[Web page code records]
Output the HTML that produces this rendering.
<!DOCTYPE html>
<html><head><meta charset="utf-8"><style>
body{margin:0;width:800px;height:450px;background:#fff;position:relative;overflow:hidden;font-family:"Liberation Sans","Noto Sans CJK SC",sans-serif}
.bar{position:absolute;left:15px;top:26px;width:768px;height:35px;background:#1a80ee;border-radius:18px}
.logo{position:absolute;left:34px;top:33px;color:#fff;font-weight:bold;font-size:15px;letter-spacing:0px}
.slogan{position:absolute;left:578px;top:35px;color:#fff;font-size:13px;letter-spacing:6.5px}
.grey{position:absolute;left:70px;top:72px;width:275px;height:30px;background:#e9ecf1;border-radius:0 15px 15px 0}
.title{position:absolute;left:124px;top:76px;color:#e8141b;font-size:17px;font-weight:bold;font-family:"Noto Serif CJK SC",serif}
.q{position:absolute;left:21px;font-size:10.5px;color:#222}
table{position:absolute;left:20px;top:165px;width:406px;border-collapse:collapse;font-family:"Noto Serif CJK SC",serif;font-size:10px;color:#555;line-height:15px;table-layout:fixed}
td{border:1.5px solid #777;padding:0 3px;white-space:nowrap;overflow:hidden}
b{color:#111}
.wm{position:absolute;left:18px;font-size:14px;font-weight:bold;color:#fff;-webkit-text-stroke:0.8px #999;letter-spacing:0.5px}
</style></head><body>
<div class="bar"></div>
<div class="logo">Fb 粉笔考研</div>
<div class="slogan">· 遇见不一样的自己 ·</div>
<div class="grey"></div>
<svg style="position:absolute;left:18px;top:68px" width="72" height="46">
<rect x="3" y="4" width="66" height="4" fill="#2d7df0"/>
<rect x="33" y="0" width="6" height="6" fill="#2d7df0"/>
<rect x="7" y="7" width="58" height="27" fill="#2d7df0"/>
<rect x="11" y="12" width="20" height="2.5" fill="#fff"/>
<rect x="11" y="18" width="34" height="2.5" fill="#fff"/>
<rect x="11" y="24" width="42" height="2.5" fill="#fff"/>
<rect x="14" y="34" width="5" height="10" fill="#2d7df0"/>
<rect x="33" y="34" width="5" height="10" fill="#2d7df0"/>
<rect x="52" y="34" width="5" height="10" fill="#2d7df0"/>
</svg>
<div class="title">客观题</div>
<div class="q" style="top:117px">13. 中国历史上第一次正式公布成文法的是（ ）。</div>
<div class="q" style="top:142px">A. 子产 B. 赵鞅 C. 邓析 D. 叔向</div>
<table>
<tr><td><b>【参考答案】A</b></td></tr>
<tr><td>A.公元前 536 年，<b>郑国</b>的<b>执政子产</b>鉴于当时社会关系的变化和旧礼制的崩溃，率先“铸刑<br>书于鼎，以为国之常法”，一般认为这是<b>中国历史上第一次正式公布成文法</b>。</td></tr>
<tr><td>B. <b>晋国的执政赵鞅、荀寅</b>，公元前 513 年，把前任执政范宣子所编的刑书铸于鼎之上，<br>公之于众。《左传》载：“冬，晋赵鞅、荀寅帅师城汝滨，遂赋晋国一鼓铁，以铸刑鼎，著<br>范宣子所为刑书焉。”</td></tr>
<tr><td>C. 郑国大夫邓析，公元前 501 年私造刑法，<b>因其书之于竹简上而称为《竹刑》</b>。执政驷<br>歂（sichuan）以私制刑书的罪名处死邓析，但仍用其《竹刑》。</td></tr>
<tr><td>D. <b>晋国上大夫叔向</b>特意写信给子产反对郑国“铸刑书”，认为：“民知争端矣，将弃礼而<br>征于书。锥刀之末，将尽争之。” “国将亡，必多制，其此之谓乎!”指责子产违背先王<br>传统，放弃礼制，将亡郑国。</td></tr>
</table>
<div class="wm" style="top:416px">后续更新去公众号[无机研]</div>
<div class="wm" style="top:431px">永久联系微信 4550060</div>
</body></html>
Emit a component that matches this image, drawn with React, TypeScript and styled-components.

**Challenge**
Repeat every record, exactly as written.

**Output of the exercise**
Output the HTML that produces this rendering.
<!DOCTYPE html>
<html><head><meta charset="utf-8"><style>
body{margin:0;width:800px;height:450px;background:#fff;position:relative;overflow:hidden;font-family:"Liberation Sans","Noto Sans CJK SC",sans-serif}
.bar{position:absolute;left:15px;top:26px;width:768px;height:35px;background:#1a80ee;border-radius:18px}
.logo{position:absolute;left:34px;top:33px;color:#fff;font-weight:bold;font-size:15px;letter-spacing:0px}
.slogan{position:absolute;left:578px;top:35px;color:#fff;font-size:13px;letter-spacing:6.5px}
.grey{position:absolute;left:70px;top:72px;width:275px;height:30px;background:#e9ecf1;border-radius:0 15px 15px 0}
.title{position:absolute;left:124px;top:76px;color:#e8141b;font-size:17px;font-weight:bold;font-family:"Noto Serif CJK SC",serif}
.q{position:absolute;left:21px;font-size:10.5px;color:#222}
table{position:absolute;left:20px;top:165px;width:406px;border-collapse:collapse;font-family:"Noto Serif CJK SC",serif;font-size:10px;color:#555;line-height:15px;table-layout:fixed}
td{border:1.5px solid #777;padding:0 3px;white-space:nowrap;overflow:hidden}
b{color:#111}
.wm{position:absolute;left:18px;font-size:14px;font-weight:bold;color:#fff;-webkit-text-stroke:0.8px #999;letter-spacing:0.5px}
</style></head><body>
<div class="bar"></div>
<div class="logo">Fb 粉笔考研</div>
<div class="slogan">· 遇见不一样的自己 ·</div>
<div class="grey"></div>
<svg style="position:absolute;left:18px;top:68px" width="72" height="46">
<rect x="3" y="4" width="66" height="4" fill="#2d7df0"/>
<rect x="33" y="0" width="6" height="6" fill="#2d7df0"/>
<rect x="7" y="7" width="58" height="27" fill="#2d7df0"/>
<rect x="11" y="12" width="20" height="2.5" fill="#fff"/>
<rect x="11" y="18" width="34" height="2.5" fill="#fff"/>
<rect x="11" y="24" width="42" height="2.5" fill="#fff"/>
<rect x="14" y="34" width="5" height="10" fill="#2d7df0"/>
<rect x="33" y="34" width="5" height="10" fill="#2d7df0"/>
<rect x="52" y="34" width="5" height="10" fill="#2d7df0"/>
</svg>
<div class="title">客观题</div>
<div class="q" style="top:117px">13. 中国历史上第一次正式公布成文法的是（ ）。</div>
<div class="q" style="top:142px">A. 子产 B. 赵鞅 C. 邓析 D. 叔向</div>
<table>
<tr><td><b>【参考答案】A</b></td></tr>
<tr><td>A.公元前 536 年，<b>郑国</b>的<b>执政子产</b>鉴于当时社会关系的变化和旧礼制的崩溃，率先“铸刑<br>书于鼎，以为国之常法”，一般认为这是<b>中国历史上第一次正式公布成文法</b>。</td></tr>
<tr><td>B. <b>晋国的执政赵鞅、荀寅</b>，公元前 513 年，把前任执政范宣子所编的刑书铸于鼎之上，<br>公之于众。《左传》载：“冬，晋赵鞅、荀寅帅师城汝滨，遂赋晋国一鼓铁，以铸刑鼎，著<br>范宣子所为刑书焉。”</td></tr>
<tr><td>C. 郑国大夫邓析，公元前 501 年私造刑法，<b>因其书之于竹简上而称为《竹刑》</b>。执政驷<br>歂（sichuan）以私制刑书的罪名处死邓析，但仍用其《竹刑》。</td></tr>
<tr><td>D. <b>晋国上大夫叔向</b>特意写信给子产反对郑国“铸刑书”，认为：“民知争端矣，将弃礼而<br>征于书。锥刀之末，将尽争之。” “国将亡，必多制，其此之谓乎!”指责子产违背先王<br>传统，放弃礼制，将亡郑国。</td></tr>
</table>
<div class="wm" style="top:416px">后续更新去公众号[无机研]</div>
<div class="wm" style="top:431px">永久联系微信 4550060</div>
</body></html>
Emit a component that matches this image, drawn with React, TypeScript and styled-components.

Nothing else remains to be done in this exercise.